▶ STATED EXERCISE
Write out the material again exactly, please, and omit the pictures.

──────── SOURCE DATA

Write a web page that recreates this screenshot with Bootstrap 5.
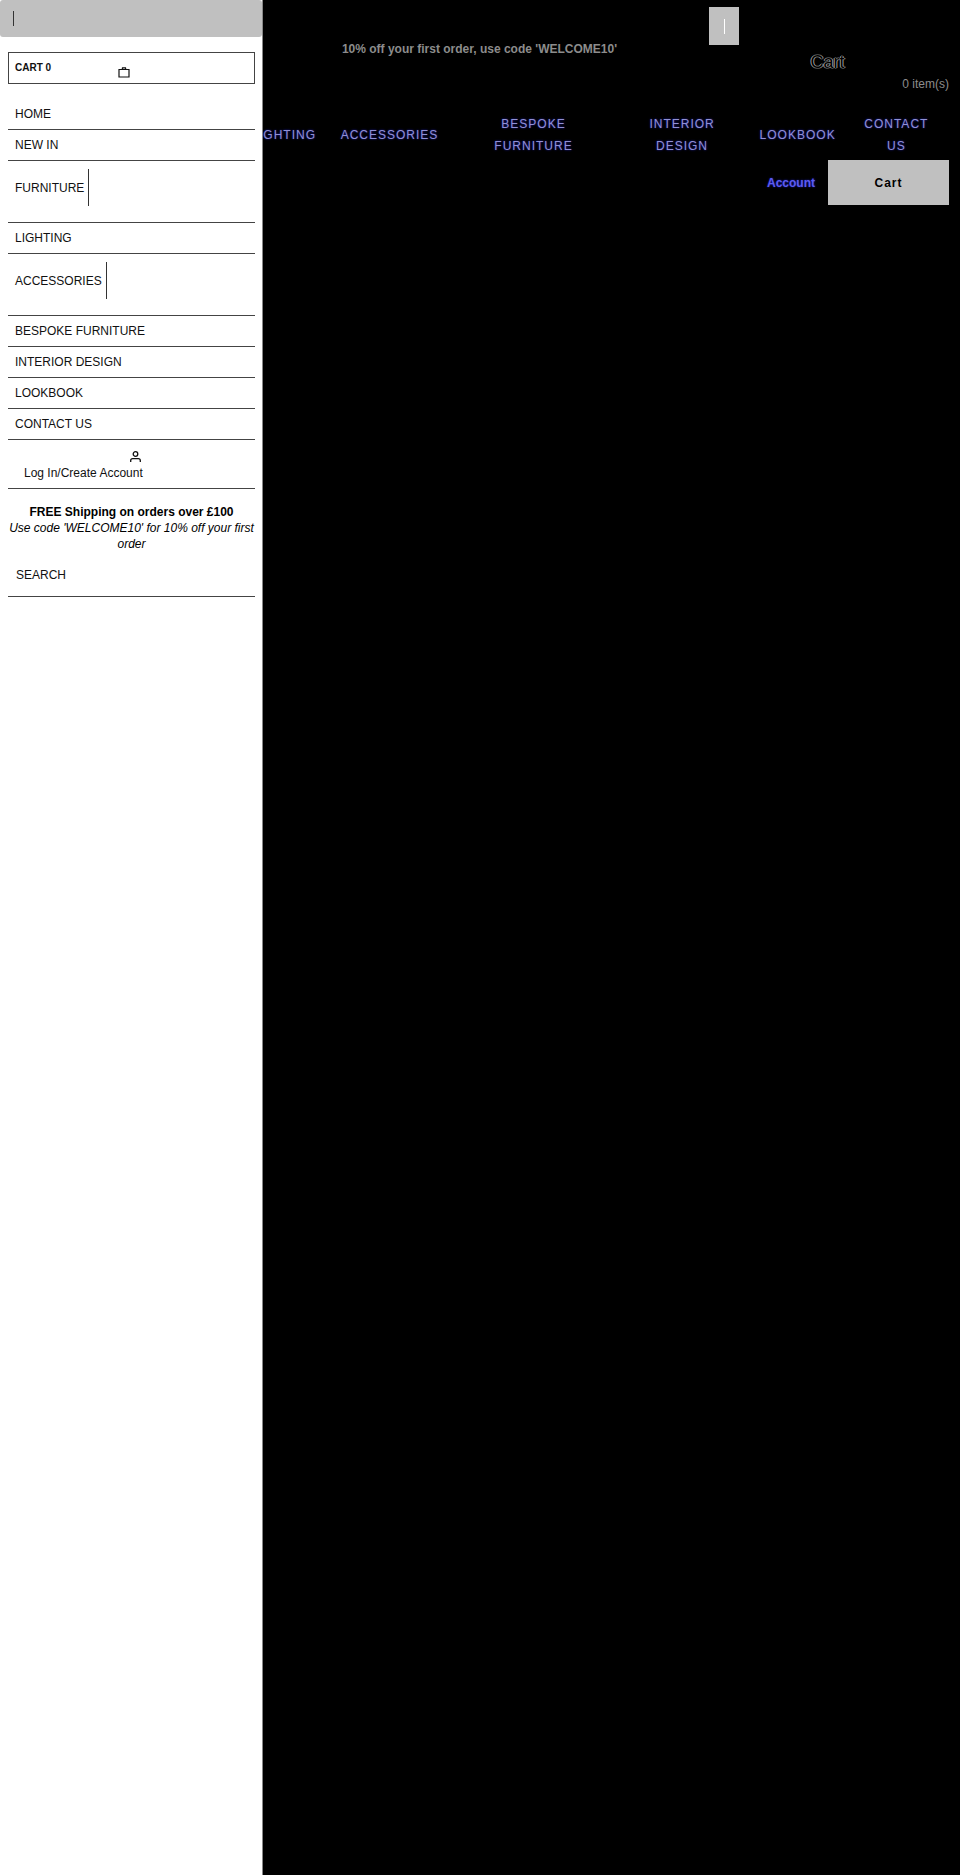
<!DOCTYPE html>
<html lang="en">
<head>
<meta charset="utf-8">
<meta name="viewport" content="width=device-width, initial-scale=1">
<title>Cart</title>
<link rel="stylesheet" href="https://cdn.jsdelivr.net/npm/bootstrap@5.3.0/dist/css/bootstrap.min.css">
<style>
  body { background: #000; color: #000; font: 12px/16px "Liberation Sans", Arial, sans-serif; }
  .drawer { width: 263px; background: #fff; border-right: 1px solid #888; z-index: 10; }
  .drawer-close { height: 37px; background: #c0c0c0; padding: 0 13px; border-radius: 3px; }
  .tick { width: 1px; height: 15px; background: #333; }
  .drawer-body { padding: 15px 7px 0 8px; }
  .drawer-cart { height: 32px; border: 1px solid #444; padding: 0 6px; font-size: 10px; font-weight: 700; margin-bottom: 15px; }
  .drawer-cart svg { margin: 8px 0 0 67px; }
  .drawer a { color: #111; text-decoration: none; }
  .drawer-list > li { border-bottom: 1px solid #444; padding: 7px 7px; }
  .drawer-list > .has-sub { padding: 8px 7px 16px; }
  .sub-toggle { width: 1px; height: 37px; background: #333; margin-left: 4px; }
  .drawer-list > .log-in { padding: 11px 16px 7px; }
  .log-in svg { margin: 0 0 3px 106px; }
  .promo { padding: 15px 0 11px; }
  .drawer-search { border-bottom: 1px solid #444; }
  .drawer-search input { height: 33px; padding: 0 8px 9px; font-size: 12px; color: #111; }
  .drawer-search input::placeholder { color: #111; opacity: 1; }
  .page-head { padding: 7px 11px 0; }
  .faint { color: #8c8c8c; }
  .code-note { padding: 34px 89px 0 0; font-weight: 700; }
  .head-side { width: 243px; }
  .search-btn { width: 30px; height: 38px; background: #c0c0c0; margin-left: 3px; }
  .search-btn .tick { background: #fff; }
  .head-side h1 { font-size: 18px; line-height: 20px; margin: 7px 0 4px; color: #000; text-shadow: 1px 0 #999, -1px 0 #999, 0 1px #444, 0 -1px #444; }
  .main-links { display: grid; grid-template-columns: 90fr 123fr 167fr 132fr 97fr 98fr; margin: 21px 4px 3px 228px; }
  .main-links a { padding: 0 12px; letter-spacing: 1px; line-height: 22px; color: #9090d4; text-shadow: 0 0 2px #2020c0; text-decoration: none; }
  .account-link { color: #5c5cf0; font-weight: 700; text-shadow: 0 0 2px #2020c0; text-decoration: none; margin-right: 13px; }
  .cart-btn { width: 121px; height: 45px; background: #c0c0c0; font-weight: 700; letter-spacing: 1px; }
</style>
</head>
<body class="position-relative min-vh-100">
<aside class="drawer position-absolute top-0 start-0 h-100">
  <button class="drawer-close border-0 w-100 d-flex align-items-center" aria-label="Close menu"><span class="tick"></span></button>
  <div class="drawer-body">
    <a href="#" class="drawer-cart d-flex align-items-center">CART 0
      <svg width="12" height="12" viewBox="0 0 12 12" fill="none" stroke="#111"><path d="M1 3.5h10v7.5H1zM4.2 3.5l.3-1.6h3l.3 1.6" stroke-width="1.2"/></svg>
    </a>
    <ul class="drawer-list list-unstyled mb-0">
      <li><a href="#">HOME</a></li>
      <li><a href="#">NEW IN</a></li>
      <li class="has-sub d-flex align-items-center"><a href="#">FURNITURE</a><span class="sub-toggle"></span></li>
      <li><a href="#">LIGHTING</a></li>
      <li class="has-sub d-flex align-items-center"><a href="#">ACCESSORIES</a><span class="sub-toggle"></span></li>
      <li><a href="#">BESPOKE FURNITURE</a></li>
      <li><a href="#">INTERIOR DESIGN</a></li>
      <li><a href="#">LOOKBOOK</a></li>
      <li><a href="#">CONTACT US</a></li>
      <li class="log-in"><a href="#" class="d-block">
        <svg class="d-block" width="11" height="11" viewBox="0 0 11 11" fill="none" stroke="#111" stroke-width="1.3"><circle cx="5.5" cy="3" r="2.3"/><path d="M.7 11V9.6Q.7 7.6 2.7 7.6h5.6q2 0 2 2V11"/></svg>
        Log In/Create Account</a></li>
    </ul>
    <div class="promo text-center"><strong>FREE Shipping on orders over £100</strong><br><em>Use code 'WELCOME10' for 10% off your first order</em></div>
    <form class="drawer-search"><input class="border-0 w-100 bg-transparent d-block" type="search" placeholder="SEARCH" aria-label="Search"></form>
  </div>
</aside>

<header class="page-head">
  <div class="d-flex justify-content-end">
    <div class="code-note faint">10% off your first order, use code 'WELCOME10'</div>
    <div class="head-side">
      <button class="search-btn border-0 p-0 d-flex align-items-center justify-content-center" aria-label="Search"><span class="tick"></span></button>
      <h1 class="text-center fw-normal">Cart</h1>
      <div class="faint text-end">0 item(s)</div>
    </div>
  </div>
  <nav class="main-links text-center align-items-center">
    <a href="#">LIGHTING</a><a href="#">ACCESSORIES</a><a href="#">BESPOKE FURNITURE</a><a href="#">INTERIOR DESIGN</a><a href="#">LOOKBOOK</a><a href="#">CONTACT US</a>
  </nav>
  <div class="d-flex justify-content-end align-items-center">
    <a href="#" class="account-link">Account</a>
    <button class="cart-btn border-0">Cart</button>
  </div>
</header>
<script src="https://cdn.jsdelivr.net/npm/bootstrap@5.3.0/dist/js/bootstrap.bundle.min.js"></script>
</body>
</html>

────────────────

▶ WRITTEN SOLUTION
Write a web page that recreates this screenshot with Bootstrap 5.
<!DOCTYPE html>
<html lang="en">
<head>
<meta charset="utf-8">
<meta name="viewport" content="width=device-width, initial-scale=1">
<title>Cart</title>
<link rel="stylesheet" href="https://cdn.jsdelivr.net/npm/bootstrap@5.3.0/dist/css/bootstrap.min.css">
<style>
  body { background: #000; color: #000; font: 12px/16px "Liberation Sans", Arial, sans-serif; }
  .drawer { width: 263px; background: #fff; border-right: 1px solid #888; z-index: 10; }
  .drawer-close { height: 37px; background: #c0c0c0; padding: 0 13px; border-radius: 3px; }
  .tick { width: 1px; height: 15px; background: #333; }
  .drawer-body { padding: 15px 7px 0 8px; }
  .drawer-cart { height: 32px; border: 1px solid #444; padding: 0 6px; font-size: 10px; font-weight: 700; margin-bottom: 15px; }
  .drawer-cart svg { margin: 8px 0 0 67px; }
  .drawer a { color: #111; text-decoration: none; }
  .drawer-list > li { border-bottom: 1px solid #444; padding: 7px 7px; }
  .drawer-list > .has-sub { padding: 8px 7px 16px; }
  .sub-toggle { width: 1px; height: 37px; background: #333; margin-left: 4px; }
  .drawer-list > .log-in { padding: 11px 16px 7px; }
  .log-in svg { margin: 0 0 3px 106px; }
  .promo { padding: 15px 0 11px; }
  .drawer-search { border-bottom: 1px solid #444; }
  .drawer-search input { height: 33px; padding: 0 8px 9px; font-size: 12px; color: #111; }
  .drawer-search input::placeholder { color: #111; opacity: 1; }
  .page-head { padding: 7px 11px 0; }
  .faint { color: #8c8c8c; }
  .code-note { padding: 34px 89px 0 0; font-weight: 700; }
  .head-side { width: 243px; }
  .search-btn { width: 30px; height: 38px; background: #c0c0c0; margin-left: 3px; }
  .search-btn .tick { background: #fff; }
  .head-side h1 { font-size: 18px; line-height: 20px; margin: 7px 0 4px; color: #000; text-shadow: 1px 0 #999, -1px 0 #999, 0 1px #444, 0 -1px #444; }
  .main-links { display: grid; grid-template-columns: 90fr 123fr 167fr 132fr 97fr 98fr; margin: 21px 4px 3px 228px; }
  .main-links a { padding: 0 12px; letter-spacing: 1px; line-height: 22px; color: #9090d4; text-shadow: 0 0 2px #2020c0; text-decoration: none; }
  .account-link { color: #5c5cf0; font-weight: 700; text-shadow: 0 0 2px #2020c0; text-decoration: none; margin-right: 13px; }
  .cart-btn { width: 121px; height: 45px; background: #c0c0c0; font-weight: 700; letter-spacing: 1px; }
</style>
</head>
<body class="position-relative min-vh-100">
<aside class="drawer position-absolute top-0 start-0 h-100">
  <button class="drawer-close border-0 w-100 d-flex align-items-center" aria-label="Close menu"><span class="tick"></span></button>
  <div class="drawer-body">
    <a href="#" class="drawer-cart d-flex align-items-center">CART 0
      <svg width="12" height="12" viewBox="0 0 12 12" fill="none" stroke="#111"><path d="M1 3.5h10v7.5H1zM4.2 3.5l.3-1.6h3l.3 1.6" stroke-width="1.2"/></svg>
    </a>
    <ul class="drawer-list list-unstyled mb-0">
      <li><a href="#">HOME</a></li>
      <li><a href="#">NEW IN</a></li>
      <li class="has-sub d-flex align-items-center"><a href="#">FURNITURE</a><span class="sub-toggle"></span></li>
      <li><a href="#">LIGHTING</a></li>
      <li class="has-sub d-flex align-items-center"><a href="#">ACCESSORIES</a><span class="sub-toggle"></span></li>
      <li><a href="#">BESPOKE FURNITURE</a></li>
      <li><a href="#">INTERIOR DESIGN</a></li>
      <li><a href="#">LOOKBOOK</a></li>
      <li><a href="#">CONTACT US</a></li>
      <li class="log-in"><a href="#" class="d-block">
        <svg class="d-block" width="11" height="11" viewBox="0 0 11 11" fill="none" stroke="#111" stroke-width="1.3"><circle cx="5.5" cy="3" r="2.3"/><path d="M.7 11V9.6Q.7 7.6 2.7 7.6h5.6q2 0 2 2V11"/></svg>
        Log In/Create Account</a></li>
    </ul>
    <div class="promo text-center"><strong>FREE Shipping on orders over £100</strong><br><em>Use code 'WELCOME10' for 10% off your first order</em></div>
    <form class="drawer-search"><input class="border-0 w-100 bg-transparent d-block" type="search" placeholder="SEARCH" aria-label="Search"></form>
  </div>
</aside>

<header class="page-head">
  <div class="d-flex justify-content-end">
    <div class="code-note faint">10% off your first order, use code 'WELCOME10'</div>
    <div class="head-side">
      <button class="search-btn border-0 p-0 d-flex align-items-center justify-content-center" aria-label="Search"><span class="tick"></span></button>
      <h1 class="text-center fw-normal">Cart</h1>
      <div class="faint text-end">0 item(s)</div>
    </div>
  </div>
  <nav class="main-links text-center align-items-center">
    <a href="#">LIGHTING</a><a href="#">ACCESSORIES</a><a href="#">BESPOKE FURNITURE</a><a href="#">INTERIOR DESIGN</a><a href="#">LOOKBOOK</a><a href="#">CONTACT US</a>
  </nav>
  <div class="d-flex justify-content-end align-items-center">
    <a href="#" class="account-link">Account</a>
    <button class="cart-btn border-0">Cart</button>
  </div>
</header>
<script src="https://cdn.jsdelivr.net/npm/bootstrap@5.3.0/dist/js/bootstrap.bundle.min.js"></script>
</body>
</html>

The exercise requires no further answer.